[Directive]: Return all the entries exactly, keeping pictures out.

□ □ □ □ □

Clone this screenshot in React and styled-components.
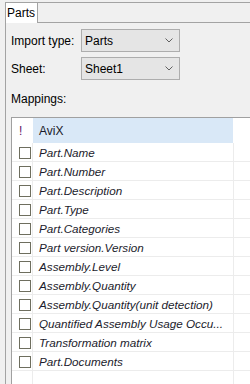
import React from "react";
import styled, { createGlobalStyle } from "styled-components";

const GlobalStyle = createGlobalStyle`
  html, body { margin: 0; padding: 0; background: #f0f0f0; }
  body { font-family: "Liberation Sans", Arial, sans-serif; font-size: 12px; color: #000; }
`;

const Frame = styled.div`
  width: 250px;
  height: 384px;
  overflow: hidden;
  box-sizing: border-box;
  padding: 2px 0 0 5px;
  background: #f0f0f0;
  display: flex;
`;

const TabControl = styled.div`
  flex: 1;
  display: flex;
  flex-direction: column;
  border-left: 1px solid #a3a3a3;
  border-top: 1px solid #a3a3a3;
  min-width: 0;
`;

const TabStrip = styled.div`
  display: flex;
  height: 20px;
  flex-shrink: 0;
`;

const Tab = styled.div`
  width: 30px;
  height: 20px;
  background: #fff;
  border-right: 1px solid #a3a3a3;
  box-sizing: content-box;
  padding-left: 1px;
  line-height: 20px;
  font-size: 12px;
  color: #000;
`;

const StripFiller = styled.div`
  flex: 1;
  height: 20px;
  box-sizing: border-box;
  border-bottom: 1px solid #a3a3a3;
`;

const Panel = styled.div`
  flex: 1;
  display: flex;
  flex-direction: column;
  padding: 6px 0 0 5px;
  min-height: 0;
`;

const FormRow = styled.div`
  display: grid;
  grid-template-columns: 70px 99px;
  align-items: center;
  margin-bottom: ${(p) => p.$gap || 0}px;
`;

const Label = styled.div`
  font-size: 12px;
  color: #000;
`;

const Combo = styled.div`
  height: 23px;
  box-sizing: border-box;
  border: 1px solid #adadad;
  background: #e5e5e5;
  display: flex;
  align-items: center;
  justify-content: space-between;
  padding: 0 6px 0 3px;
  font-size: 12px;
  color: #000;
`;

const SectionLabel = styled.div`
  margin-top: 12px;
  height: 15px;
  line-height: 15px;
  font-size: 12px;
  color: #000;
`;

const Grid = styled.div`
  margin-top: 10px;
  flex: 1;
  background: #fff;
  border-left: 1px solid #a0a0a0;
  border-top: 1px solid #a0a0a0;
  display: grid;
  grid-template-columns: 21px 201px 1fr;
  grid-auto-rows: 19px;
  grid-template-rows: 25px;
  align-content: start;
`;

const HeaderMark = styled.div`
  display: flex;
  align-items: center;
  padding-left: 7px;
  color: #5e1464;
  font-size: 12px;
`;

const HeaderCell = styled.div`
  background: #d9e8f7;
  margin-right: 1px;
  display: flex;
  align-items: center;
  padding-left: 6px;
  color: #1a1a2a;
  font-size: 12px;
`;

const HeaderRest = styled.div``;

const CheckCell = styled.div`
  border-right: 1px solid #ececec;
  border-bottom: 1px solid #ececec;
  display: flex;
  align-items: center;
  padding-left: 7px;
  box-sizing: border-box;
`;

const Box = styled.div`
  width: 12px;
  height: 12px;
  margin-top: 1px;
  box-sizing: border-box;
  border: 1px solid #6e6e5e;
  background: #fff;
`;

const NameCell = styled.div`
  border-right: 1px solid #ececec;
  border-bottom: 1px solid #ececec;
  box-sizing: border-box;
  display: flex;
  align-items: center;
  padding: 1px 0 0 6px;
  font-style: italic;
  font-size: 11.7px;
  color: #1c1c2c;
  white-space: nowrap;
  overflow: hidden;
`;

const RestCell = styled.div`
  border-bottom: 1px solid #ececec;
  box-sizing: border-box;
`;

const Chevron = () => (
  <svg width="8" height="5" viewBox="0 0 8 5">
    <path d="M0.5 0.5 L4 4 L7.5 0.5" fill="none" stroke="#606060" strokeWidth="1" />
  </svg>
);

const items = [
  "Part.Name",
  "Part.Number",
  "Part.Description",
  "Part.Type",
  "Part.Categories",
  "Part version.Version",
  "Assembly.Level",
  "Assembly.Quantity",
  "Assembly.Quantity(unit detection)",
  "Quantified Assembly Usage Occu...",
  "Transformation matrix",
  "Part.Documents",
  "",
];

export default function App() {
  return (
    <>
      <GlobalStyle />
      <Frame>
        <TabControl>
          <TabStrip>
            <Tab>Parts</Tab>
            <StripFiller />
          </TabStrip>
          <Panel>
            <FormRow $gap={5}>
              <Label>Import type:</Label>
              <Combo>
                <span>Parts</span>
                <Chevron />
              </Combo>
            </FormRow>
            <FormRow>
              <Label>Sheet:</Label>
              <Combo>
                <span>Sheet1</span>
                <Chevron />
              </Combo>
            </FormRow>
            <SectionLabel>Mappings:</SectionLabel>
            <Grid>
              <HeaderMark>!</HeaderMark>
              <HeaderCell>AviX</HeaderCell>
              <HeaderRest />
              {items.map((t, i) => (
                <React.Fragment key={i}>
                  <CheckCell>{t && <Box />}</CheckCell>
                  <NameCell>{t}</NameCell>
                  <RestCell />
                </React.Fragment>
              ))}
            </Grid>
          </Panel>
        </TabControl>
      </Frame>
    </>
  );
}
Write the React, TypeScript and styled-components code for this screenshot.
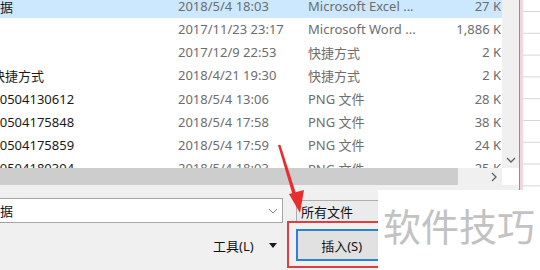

□ □ □ □ □

[Worked solution]:
Clone this screenshot in React and styled-components.
import React from "react";
import styled, { createGlobalStyle } from "styled-components";

const GlobalStyle = createGlobalStyle`
  html, body { margin: 0; padding: 0; background: #f0f0f0; }
  body { font-family: "Liberation Sans", Arial, sans-serif; font-size: 12px; color: #000; }
`;

const Frame = styled.div`
  width: 250px;
  height: 384px;
  overflow: hidden;
  box-sizing: border-box;
  padding: 2px 0 0 5px;
  background: #f0f0f0;
  display: flex;
`;

const TabControl = styled.div`
  flex: 1;
  display: flex;
  flex-direction: column;
  border-left: 1px solid #a3a3a3;
  border-top: 1px solid #a3a3a3;
  min-width: 0;
`;

const TabStrip = styled.div`
  display: flex;
  height: 20px;
  flex-shrink: 0;
`;

const Tab = styled.div`
  width: 30px;
  height: 20px;
  background: #fff;
  border-right: 1px solid #a3a3a3;
  box-sizing: content-box;
  padding-left: 1px;
  line-height: 20px;
  font-size: 12px;
  color: #000;
`;

const StripFiller = styled.div`
  flex: 1;
  height: 20px;
  box-sizing: border-box;
  border-bottom: 1px solid #a3a3a3;
`;

const Panel = styled.div`
  flex: 1;
  display: flex;
  flex-direction: column;
  padding: 6px 0 0 5px;
  min-height: 0;
`;

const FormRow = styled.div`
  display: grid;
  grid-template-columns: 70px 99px;
  align-items: center;
  margin-bottom: ${(p) => p.$gap || 0}px;
`;

const Label = styled.div`
  font-size: 12px;
  color: #000;
`;

const Combo = styled.div`
  height: 23px;
  box-sizing: border-box;
  border: 1px solid #adadad;
  background: #e5e5e5;
  display: flex;
  align-items: center;
  justify-content: space-between;
  padding: 0 6px 0 3px;
  font-size: 12px;
  color: #000;
`;

const SectionLabel = styled.div`
  margin-top: 12px;
  height: 15px;
  line-height: 15px;
  font-size: 12px;
  color: #000;
`;

const Grid = styled.div`
  margin-top: 10px;
  flex: 1;
  background: #fff;
  border-left: 1px solid #a0a0a0;
  border-top: 1px solid #a0a0a0;
  display: grid;
  grid-template-columns: 21px 201px 1fr;
  grid-auto-rows: 19px;
  grid-template-rows: 25px;
  align-content: start;
`;

const HeaderMark = styled.div`
  display: flex;
  align-items: center;
  padding-left: 7px;
  color: #5e1464;
  font-size: 12px;
`;

const HeaderCell = styled.div`
  background: #d9e8f7;
  margin-right: 1px;
  display: flex;
  align-items: center;
  padding-left: 6px;
  color: #1a1a2a;
  font-size: 12px;
`;

const HeaderRest = styled.div``;

const CheckCell = styled.div`
  border-right: 1px solid #ececec;
  border-bottom: 1px solid #ececec;
  display: flex;
  align-items: center;
  padding-left: 7px;
  box-sizing: border-box;
`;

const Box = styled.div`
  width: 12px;
  height: 12px;
  margin-top: 1px;
  box-sizing: border-box;
  border: 1px solid #6e6e5e;
  background: #fff;
`;

const NameCell = styled.div`
  border-right: 1px solid #ececec;
  border-bottom: 1px solid #ececec;
  box-sizing: border-box;
  display: flex;
  align-items: center;
  padding: 1px 0 0 6px;
  font-style: italic;
  font-size: 11.7px;
  color: #1c1c2c;
  white-space: nowrap;
  overflow: hidden;
`;

const RestCell = styled.div`
  border-bottom: 1px solid #ececec;
  box-sizing: border-box;
`;

const Chevron = () => (
  <svg width="8" height="5" viewBox="0 0 8 5">
    <path d="M0.5 0.5 L4 4 L7.5 0.5" fill="none" stroke="#606060" strokeWidth="1" />
  </svg>
);

const items = [
  "Part.Name",
  "Part.Number",
  "Part.Description",
  "Part.Type",
  "Part.Categories",
  "Part version.Version",
  "Assembly.Level",
  "Assembly.Quantity",
  "Assembly.Quantity(unit detection)",
  "Quantified Assembly Usage Occu...",
  "Transformation matrix",
  "Part.Documents",
  "",
];

export default function App() {
  return (
    <>
      <GlobalStyle />
      <Frame>
        <TabControl>
          <TabStrip>
            <Tab>Parts</Tab>
            <StripFiller />
          </TabStrip>
          <Panel>
            <FormRow $gap={5}>
              <Label>Import type:</Label>
              <Combo>
                <span>Parts</span>
                <Chevron />
              </Combo>
            </FormRow>
            <FormRow>
              <Label>Sheet:</Label>
              <Combo>
                <span>Sheet1</span>
                <Chevron />
              </Combo>
            </FormRow>
            <SectionLabel>Mappings:</SectionLabel>
            <Grid>
              <HeaderMark>!</HeaderMark>
              <HeaderCell>AviX</HeaderCell>
              <HeaderRest />
              {items.map((t, i) => (
                <React.Fragment key={i}>
                  <CheckCell>{t && <Box />}</CheckCell>
                  <NameCell>{t}</NameCell>
                  <RestCell />
                </React.Fragment>
              ))}
            </Grid>
          </Panel>
        </TabControl>
      </Frame>
    </>
  );
}
Write the React, TypeScript and styled-components code for this screenshot.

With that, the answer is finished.